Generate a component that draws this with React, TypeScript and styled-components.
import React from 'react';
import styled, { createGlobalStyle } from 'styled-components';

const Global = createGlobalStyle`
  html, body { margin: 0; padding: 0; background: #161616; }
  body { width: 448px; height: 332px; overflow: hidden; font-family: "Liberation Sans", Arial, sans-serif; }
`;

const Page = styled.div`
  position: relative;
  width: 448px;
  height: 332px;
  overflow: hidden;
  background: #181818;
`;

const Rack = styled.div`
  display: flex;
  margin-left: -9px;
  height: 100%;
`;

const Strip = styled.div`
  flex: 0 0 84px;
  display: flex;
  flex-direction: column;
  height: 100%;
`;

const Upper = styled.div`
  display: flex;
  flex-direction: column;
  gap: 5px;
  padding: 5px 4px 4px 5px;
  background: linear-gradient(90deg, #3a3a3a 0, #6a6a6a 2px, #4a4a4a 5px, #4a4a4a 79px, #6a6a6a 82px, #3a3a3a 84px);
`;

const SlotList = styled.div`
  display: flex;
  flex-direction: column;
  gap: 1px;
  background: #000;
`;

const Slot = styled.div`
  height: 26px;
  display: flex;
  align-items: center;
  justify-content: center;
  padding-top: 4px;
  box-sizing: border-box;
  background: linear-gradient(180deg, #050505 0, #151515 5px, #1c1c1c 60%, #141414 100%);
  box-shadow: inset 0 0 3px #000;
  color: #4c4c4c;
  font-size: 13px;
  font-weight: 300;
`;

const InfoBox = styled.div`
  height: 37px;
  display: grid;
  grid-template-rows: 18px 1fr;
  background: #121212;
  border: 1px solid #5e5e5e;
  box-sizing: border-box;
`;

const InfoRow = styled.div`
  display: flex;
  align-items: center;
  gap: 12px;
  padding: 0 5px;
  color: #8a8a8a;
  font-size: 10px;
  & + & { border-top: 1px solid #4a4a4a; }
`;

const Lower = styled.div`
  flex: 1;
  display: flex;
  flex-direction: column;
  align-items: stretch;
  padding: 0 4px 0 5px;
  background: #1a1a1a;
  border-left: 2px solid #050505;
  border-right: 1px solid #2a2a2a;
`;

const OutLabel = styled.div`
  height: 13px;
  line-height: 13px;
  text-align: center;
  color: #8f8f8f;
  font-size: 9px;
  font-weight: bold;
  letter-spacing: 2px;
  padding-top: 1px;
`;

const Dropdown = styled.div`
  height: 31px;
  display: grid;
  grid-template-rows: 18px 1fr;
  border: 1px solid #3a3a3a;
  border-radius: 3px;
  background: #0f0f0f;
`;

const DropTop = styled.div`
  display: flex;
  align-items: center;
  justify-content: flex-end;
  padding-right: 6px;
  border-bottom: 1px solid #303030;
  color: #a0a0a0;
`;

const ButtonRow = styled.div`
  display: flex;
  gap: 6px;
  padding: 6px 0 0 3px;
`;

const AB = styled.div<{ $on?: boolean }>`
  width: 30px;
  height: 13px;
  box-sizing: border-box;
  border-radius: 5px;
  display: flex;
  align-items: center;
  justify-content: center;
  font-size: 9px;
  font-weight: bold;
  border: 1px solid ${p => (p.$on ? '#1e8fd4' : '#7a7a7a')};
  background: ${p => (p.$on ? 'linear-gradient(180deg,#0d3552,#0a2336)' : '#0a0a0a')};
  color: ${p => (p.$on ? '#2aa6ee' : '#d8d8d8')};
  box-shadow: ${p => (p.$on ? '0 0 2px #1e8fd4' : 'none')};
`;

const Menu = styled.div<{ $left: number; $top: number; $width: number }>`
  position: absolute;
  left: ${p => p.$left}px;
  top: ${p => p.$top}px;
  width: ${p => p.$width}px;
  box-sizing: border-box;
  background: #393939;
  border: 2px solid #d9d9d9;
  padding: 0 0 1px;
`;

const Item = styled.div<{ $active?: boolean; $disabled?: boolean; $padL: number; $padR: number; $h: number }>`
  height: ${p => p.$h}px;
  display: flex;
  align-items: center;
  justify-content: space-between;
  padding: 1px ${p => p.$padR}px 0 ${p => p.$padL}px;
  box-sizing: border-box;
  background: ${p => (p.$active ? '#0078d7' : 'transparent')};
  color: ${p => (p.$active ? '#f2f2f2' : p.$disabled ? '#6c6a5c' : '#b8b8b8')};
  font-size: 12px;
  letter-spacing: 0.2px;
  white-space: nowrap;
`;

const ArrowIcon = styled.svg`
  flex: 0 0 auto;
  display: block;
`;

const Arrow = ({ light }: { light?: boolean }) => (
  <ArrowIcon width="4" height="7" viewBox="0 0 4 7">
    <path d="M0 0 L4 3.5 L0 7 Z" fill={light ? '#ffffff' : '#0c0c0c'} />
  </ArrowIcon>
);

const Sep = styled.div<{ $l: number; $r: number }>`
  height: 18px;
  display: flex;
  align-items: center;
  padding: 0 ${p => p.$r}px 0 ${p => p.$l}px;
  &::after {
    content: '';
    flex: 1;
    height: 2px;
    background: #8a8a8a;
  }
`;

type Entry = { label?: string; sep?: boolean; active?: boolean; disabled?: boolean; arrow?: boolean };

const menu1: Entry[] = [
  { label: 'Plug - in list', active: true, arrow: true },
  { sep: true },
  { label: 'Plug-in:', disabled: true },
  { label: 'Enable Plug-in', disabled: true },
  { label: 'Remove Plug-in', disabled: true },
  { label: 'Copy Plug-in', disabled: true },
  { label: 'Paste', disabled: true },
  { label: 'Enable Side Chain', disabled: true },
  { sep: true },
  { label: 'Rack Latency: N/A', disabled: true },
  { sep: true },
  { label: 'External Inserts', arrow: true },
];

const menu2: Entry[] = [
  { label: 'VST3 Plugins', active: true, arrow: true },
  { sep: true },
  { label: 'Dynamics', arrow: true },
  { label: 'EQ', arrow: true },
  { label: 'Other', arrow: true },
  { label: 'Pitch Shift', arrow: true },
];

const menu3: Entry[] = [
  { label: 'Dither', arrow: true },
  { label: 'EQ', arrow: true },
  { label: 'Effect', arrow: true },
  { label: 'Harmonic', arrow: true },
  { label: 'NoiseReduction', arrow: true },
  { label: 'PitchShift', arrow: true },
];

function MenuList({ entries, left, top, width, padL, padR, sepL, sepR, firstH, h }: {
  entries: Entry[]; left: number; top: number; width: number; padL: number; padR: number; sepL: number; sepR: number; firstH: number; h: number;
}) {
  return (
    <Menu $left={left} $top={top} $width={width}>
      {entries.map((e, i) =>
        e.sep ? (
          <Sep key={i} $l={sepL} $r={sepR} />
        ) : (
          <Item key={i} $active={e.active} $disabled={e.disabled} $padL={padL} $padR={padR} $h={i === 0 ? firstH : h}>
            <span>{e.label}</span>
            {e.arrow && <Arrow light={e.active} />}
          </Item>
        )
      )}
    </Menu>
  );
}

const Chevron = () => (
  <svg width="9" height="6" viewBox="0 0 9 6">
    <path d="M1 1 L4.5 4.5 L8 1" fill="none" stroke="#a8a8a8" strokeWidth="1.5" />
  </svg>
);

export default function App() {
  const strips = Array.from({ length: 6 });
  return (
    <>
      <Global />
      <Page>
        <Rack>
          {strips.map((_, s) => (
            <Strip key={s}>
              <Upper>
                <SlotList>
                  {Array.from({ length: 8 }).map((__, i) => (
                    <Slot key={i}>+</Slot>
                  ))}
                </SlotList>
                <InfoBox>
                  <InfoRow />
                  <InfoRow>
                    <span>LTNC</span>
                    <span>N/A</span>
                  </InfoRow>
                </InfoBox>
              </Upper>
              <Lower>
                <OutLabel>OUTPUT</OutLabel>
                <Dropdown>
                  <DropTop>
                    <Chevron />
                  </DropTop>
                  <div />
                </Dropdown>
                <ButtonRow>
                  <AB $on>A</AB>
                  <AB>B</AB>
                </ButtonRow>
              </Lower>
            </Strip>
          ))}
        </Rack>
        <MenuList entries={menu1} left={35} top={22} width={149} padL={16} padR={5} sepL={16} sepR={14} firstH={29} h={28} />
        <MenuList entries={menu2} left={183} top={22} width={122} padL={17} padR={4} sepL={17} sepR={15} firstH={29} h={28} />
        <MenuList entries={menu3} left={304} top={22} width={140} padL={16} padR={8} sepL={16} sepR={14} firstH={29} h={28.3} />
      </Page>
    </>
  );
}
* * *
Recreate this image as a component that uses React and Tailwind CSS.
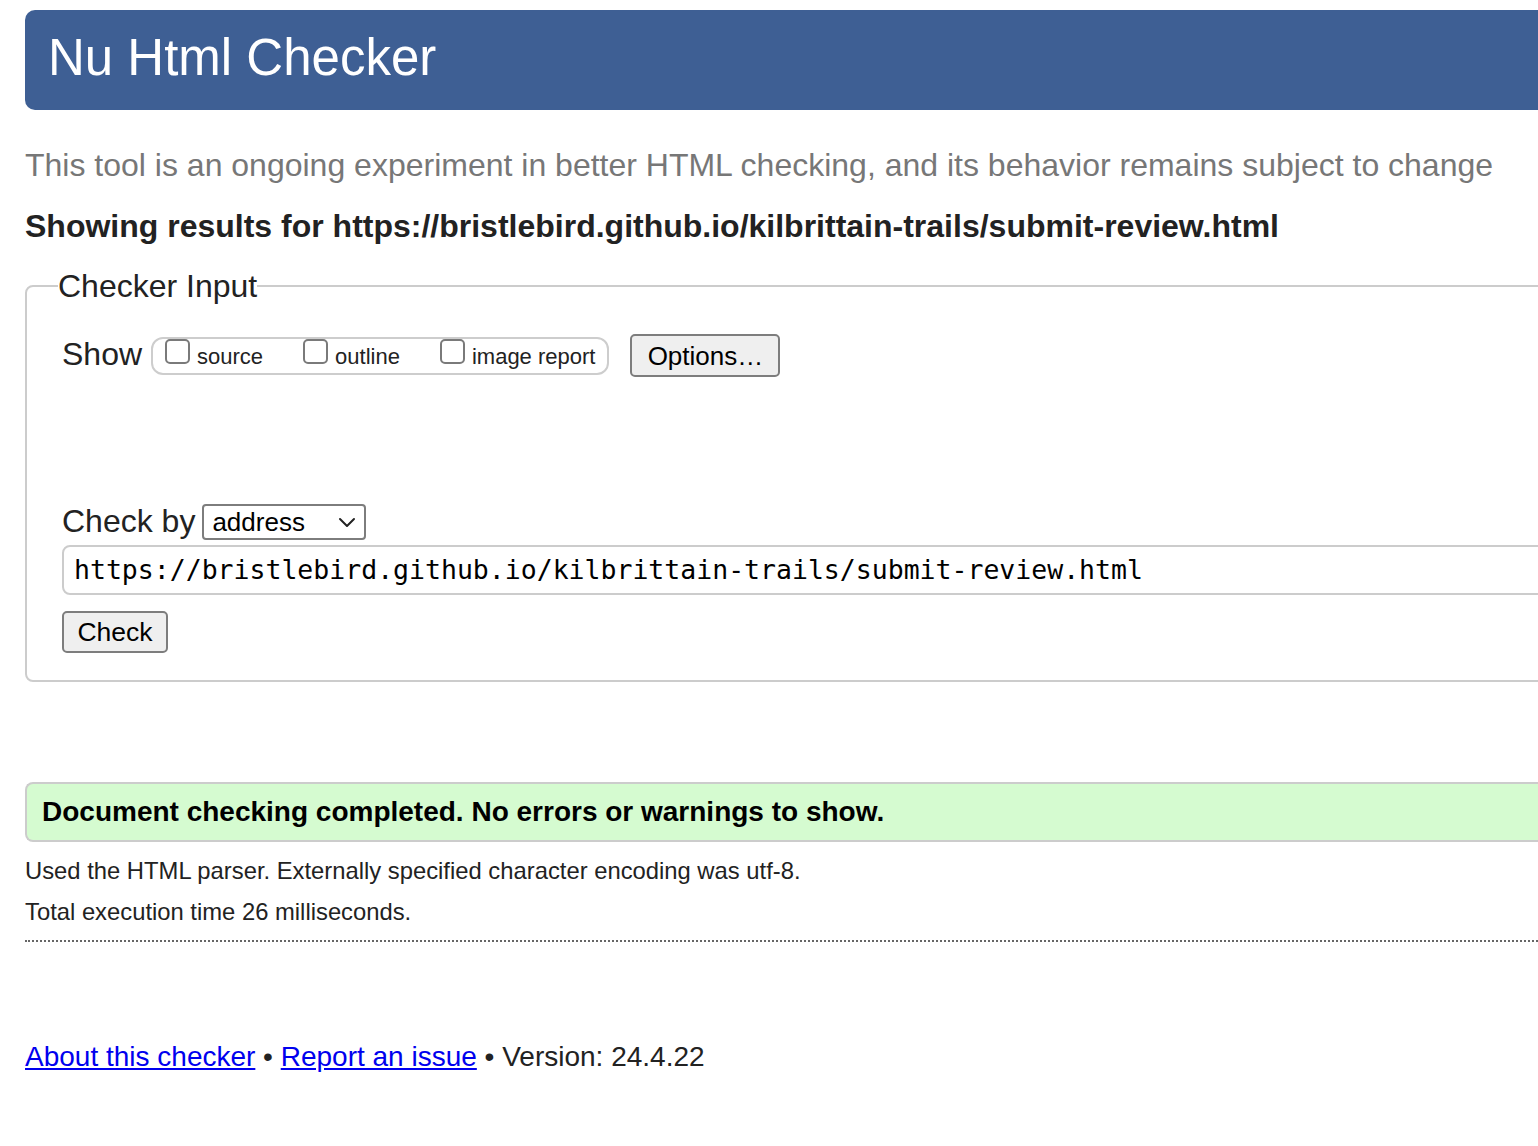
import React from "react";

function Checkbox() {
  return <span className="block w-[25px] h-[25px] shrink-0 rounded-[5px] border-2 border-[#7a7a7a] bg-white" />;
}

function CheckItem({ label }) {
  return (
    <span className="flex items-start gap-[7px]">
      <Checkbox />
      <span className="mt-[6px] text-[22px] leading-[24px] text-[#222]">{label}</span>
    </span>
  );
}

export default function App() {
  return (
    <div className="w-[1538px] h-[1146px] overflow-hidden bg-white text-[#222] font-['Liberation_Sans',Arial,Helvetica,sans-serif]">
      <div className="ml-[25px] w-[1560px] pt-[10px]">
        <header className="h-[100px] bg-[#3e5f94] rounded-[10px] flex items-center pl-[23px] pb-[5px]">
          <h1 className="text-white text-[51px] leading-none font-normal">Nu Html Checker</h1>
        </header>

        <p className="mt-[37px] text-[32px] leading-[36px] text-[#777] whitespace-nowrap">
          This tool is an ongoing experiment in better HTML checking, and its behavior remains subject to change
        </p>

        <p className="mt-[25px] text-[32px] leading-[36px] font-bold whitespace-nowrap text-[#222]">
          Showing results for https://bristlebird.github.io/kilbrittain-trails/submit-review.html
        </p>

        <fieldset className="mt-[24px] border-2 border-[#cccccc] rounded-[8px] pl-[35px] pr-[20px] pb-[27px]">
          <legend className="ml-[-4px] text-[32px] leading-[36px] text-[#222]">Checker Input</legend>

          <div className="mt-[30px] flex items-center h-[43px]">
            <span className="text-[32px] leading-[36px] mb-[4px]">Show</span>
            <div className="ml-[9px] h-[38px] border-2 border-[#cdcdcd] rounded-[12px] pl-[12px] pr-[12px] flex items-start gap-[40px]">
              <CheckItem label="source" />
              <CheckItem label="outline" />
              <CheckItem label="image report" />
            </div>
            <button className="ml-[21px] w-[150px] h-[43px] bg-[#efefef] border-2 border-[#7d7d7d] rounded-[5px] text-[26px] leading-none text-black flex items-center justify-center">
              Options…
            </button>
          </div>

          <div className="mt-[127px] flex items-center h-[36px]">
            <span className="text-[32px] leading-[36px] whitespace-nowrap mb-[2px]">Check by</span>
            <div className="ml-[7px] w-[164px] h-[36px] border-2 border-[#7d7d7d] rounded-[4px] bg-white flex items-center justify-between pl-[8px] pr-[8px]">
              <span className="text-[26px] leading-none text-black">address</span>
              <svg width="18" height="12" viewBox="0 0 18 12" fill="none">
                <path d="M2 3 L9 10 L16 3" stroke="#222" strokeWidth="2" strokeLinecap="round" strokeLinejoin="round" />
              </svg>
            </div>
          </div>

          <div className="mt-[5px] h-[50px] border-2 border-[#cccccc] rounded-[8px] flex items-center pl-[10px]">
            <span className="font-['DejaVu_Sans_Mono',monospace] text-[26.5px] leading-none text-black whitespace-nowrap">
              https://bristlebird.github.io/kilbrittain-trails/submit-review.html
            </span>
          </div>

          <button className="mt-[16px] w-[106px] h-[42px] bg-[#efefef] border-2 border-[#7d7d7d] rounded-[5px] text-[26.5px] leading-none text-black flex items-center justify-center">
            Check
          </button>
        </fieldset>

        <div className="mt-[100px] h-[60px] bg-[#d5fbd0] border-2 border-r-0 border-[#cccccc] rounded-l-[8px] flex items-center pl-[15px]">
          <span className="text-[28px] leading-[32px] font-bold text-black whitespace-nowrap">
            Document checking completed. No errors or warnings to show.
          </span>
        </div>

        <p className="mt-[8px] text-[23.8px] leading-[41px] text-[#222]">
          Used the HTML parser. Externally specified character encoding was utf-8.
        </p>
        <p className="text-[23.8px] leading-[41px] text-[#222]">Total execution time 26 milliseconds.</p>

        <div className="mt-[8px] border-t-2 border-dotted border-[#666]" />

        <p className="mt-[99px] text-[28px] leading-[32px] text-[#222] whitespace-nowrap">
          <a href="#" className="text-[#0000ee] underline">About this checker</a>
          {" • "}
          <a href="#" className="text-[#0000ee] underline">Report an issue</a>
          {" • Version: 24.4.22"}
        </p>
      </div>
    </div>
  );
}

* [What is needed] Copy all lines in the listing above where the string "that" appears.

* [The solution]
Generate a component that draws this with React, TypeScript and styled-components.
Recreate this image as a component that uses React and Tailwind CSS.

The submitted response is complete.